==== Material provided

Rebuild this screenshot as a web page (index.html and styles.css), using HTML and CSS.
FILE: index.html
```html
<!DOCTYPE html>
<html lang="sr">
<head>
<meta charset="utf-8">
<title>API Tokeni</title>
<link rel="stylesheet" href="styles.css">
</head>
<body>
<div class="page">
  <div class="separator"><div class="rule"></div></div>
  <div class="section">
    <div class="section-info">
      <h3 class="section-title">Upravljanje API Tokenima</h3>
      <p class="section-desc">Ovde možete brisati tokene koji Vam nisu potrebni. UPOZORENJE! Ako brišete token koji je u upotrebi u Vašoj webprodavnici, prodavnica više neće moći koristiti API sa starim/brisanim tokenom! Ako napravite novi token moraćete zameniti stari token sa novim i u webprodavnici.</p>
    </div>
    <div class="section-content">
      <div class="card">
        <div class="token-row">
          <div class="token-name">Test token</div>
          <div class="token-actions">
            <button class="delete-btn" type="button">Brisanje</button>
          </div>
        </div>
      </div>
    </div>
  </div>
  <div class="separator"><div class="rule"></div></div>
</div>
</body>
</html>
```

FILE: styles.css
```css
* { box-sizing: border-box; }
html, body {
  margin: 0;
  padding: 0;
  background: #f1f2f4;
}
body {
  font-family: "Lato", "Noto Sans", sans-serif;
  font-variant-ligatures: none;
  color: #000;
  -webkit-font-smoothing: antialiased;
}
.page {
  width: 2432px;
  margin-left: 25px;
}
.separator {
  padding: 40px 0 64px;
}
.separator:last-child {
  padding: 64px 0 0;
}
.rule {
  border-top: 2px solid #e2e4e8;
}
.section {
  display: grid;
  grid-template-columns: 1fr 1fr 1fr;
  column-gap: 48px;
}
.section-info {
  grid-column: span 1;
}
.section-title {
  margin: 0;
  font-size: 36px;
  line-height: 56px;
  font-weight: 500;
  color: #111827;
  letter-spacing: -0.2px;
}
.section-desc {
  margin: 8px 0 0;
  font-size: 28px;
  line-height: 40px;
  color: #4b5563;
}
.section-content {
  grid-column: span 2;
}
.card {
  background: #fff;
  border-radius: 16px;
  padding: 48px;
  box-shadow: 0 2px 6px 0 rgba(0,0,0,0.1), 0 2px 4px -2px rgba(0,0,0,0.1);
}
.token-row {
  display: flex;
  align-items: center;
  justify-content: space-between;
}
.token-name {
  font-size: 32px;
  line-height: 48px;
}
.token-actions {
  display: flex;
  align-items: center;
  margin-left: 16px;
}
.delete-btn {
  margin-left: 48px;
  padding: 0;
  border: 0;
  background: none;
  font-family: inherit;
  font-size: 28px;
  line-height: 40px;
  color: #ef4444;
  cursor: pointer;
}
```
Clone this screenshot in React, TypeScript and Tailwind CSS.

========

**Your instructions:**
Select every line above that contains the word "this", and copy it.

**Final answer:**
Rebuild this screenshot as a web page (index.html and styles.css), using HTML and CSS.
Clone this screenshot in React, TypeScript and Tailwind CSS.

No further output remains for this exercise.